Hattiesburg police have changed patrol patterns, shifted additional units to other locations around the city working to combat the problem as well as speed up response times.
"We try to stop it before it happens, but when we do find out that that is a problem, we work day and night, we put everything that we can, we use all of our resources, we put all of that together," said McLemore.
Law enforcement also is trying to change the minds of people who are affiliated with gangs.
"The only way you put a stop to that, is basically by getting involved in the community, stopping that violence at the point that you can actually change that person's mind on what they need to do or move forward into that other lifestyle," said McLemore.
Agencies like the Mississippi Bureau of Narcotics and FBI are working in various ways to not only add on charges, but to put a dent in the gang violence.
"We are looking at the traditional crimes that you might think gangs are involved in the trafficking of drugs, trafficking of weapons, other criminal activity, and just looking at who do we need to go after that is going to allow us to take out that enterprise, take out that gang as a whole," said Freeze.
If the actions don't stop, Freeze said there's one place specific you're headed.
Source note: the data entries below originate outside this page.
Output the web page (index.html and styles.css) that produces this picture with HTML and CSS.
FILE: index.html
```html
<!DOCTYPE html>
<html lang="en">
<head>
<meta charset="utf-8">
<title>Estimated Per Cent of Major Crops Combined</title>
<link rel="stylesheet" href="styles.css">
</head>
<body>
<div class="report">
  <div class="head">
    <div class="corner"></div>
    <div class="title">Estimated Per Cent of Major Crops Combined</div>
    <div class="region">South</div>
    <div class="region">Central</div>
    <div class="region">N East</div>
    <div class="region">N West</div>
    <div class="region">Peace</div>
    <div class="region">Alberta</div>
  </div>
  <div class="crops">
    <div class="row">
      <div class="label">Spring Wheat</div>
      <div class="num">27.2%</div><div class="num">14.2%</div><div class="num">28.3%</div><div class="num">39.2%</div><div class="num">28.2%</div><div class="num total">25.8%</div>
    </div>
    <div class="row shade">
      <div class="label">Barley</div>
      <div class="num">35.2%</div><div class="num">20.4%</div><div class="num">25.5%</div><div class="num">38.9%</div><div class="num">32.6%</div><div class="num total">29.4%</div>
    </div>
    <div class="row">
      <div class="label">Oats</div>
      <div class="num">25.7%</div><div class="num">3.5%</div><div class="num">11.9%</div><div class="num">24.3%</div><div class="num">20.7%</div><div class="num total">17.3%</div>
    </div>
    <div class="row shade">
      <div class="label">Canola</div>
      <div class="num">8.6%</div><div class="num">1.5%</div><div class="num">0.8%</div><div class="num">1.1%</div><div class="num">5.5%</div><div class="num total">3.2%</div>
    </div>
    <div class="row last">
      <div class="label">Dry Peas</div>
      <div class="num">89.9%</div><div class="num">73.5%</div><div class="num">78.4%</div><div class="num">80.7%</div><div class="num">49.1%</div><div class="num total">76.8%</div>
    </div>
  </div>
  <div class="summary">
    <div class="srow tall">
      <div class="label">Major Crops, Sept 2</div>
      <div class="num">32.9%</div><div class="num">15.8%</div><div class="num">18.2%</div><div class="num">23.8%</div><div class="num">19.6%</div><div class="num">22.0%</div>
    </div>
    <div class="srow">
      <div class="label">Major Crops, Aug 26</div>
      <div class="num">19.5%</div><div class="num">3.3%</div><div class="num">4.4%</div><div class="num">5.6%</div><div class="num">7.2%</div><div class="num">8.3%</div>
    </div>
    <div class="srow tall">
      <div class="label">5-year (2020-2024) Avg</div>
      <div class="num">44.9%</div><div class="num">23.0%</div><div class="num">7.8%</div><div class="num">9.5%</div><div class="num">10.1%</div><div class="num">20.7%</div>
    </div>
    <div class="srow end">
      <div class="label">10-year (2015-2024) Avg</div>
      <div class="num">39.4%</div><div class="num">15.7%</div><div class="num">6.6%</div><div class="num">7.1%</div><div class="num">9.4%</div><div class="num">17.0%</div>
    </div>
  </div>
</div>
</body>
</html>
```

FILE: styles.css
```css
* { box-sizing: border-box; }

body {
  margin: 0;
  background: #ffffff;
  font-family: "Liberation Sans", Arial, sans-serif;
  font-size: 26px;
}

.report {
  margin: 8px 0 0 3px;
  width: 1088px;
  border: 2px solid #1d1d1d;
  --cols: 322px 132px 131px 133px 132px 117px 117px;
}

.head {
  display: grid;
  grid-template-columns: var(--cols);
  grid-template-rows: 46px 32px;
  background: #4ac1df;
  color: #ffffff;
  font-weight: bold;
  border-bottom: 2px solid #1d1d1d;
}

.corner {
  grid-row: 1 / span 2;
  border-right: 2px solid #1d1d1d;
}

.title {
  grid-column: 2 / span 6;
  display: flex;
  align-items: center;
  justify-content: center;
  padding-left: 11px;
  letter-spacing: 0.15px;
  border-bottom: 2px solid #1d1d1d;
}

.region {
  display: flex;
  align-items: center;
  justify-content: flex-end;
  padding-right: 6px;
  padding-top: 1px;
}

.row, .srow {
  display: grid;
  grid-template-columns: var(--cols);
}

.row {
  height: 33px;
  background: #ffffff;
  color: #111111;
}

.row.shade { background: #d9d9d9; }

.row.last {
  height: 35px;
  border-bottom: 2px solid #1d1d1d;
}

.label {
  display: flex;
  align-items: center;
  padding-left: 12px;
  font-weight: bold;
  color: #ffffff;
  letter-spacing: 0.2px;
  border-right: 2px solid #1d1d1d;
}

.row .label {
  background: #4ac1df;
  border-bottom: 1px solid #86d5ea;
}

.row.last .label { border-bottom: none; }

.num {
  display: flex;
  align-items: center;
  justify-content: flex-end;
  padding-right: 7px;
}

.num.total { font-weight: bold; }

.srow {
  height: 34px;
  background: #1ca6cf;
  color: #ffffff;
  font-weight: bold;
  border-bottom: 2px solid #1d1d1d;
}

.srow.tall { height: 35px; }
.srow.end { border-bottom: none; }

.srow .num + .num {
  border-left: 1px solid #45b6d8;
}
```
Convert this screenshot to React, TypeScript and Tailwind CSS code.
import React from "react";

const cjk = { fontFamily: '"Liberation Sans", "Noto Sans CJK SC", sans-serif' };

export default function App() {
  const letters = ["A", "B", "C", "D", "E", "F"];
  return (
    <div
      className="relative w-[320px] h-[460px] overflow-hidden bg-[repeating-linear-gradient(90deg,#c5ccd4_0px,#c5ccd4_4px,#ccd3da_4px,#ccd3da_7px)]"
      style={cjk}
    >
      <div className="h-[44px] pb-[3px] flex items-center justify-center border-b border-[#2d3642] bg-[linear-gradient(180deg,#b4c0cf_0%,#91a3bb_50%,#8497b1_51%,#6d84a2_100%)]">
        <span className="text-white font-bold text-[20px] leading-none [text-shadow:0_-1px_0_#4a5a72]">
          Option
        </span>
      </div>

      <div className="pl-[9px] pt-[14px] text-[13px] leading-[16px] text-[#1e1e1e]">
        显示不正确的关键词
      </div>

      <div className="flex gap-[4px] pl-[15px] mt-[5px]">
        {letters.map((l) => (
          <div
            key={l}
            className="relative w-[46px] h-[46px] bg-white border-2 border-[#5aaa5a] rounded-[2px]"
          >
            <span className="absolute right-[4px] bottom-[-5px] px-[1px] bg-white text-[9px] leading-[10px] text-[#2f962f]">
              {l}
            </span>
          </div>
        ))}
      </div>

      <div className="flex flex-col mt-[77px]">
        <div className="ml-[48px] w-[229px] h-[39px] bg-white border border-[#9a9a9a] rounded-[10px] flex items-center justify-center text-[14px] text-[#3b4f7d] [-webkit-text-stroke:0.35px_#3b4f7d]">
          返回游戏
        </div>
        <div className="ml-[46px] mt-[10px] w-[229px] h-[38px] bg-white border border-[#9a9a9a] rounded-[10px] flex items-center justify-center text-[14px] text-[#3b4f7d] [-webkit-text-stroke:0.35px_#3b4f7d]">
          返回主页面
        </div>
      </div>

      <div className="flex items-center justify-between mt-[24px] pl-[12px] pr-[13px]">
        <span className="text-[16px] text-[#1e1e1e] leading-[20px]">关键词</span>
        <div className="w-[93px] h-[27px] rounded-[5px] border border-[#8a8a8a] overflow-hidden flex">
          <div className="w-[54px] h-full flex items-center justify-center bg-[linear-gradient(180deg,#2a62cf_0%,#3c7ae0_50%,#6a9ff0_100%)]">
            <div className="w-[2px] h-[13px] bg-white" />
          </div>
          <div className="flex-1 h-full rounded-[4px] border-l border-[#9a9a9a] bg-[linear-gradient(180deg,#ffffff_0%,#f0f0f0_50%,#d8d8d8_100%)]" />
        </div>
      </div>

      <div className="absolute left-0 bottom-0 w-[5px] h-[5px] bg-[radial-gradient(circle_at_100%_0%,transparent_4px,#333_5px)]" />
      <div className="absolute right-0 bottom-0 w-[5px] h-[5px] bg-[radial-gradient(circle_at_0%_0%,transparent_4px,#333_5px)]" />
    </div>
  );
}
"If you're committing a crime, we will find you, you will be prosecuted, and you will spend time in federal prison," said Freeze.
McLemore echoed those remarks on the local level as well.
"We have a zero tolerance, a zero tolerance, it doesn't matter what it is, if you hide out a gang member, if you know your family member, loved one, is involved in a gang you need to tell them to stop…because if not they're either going to end up 6 foot under, or behind bars," said McLemore.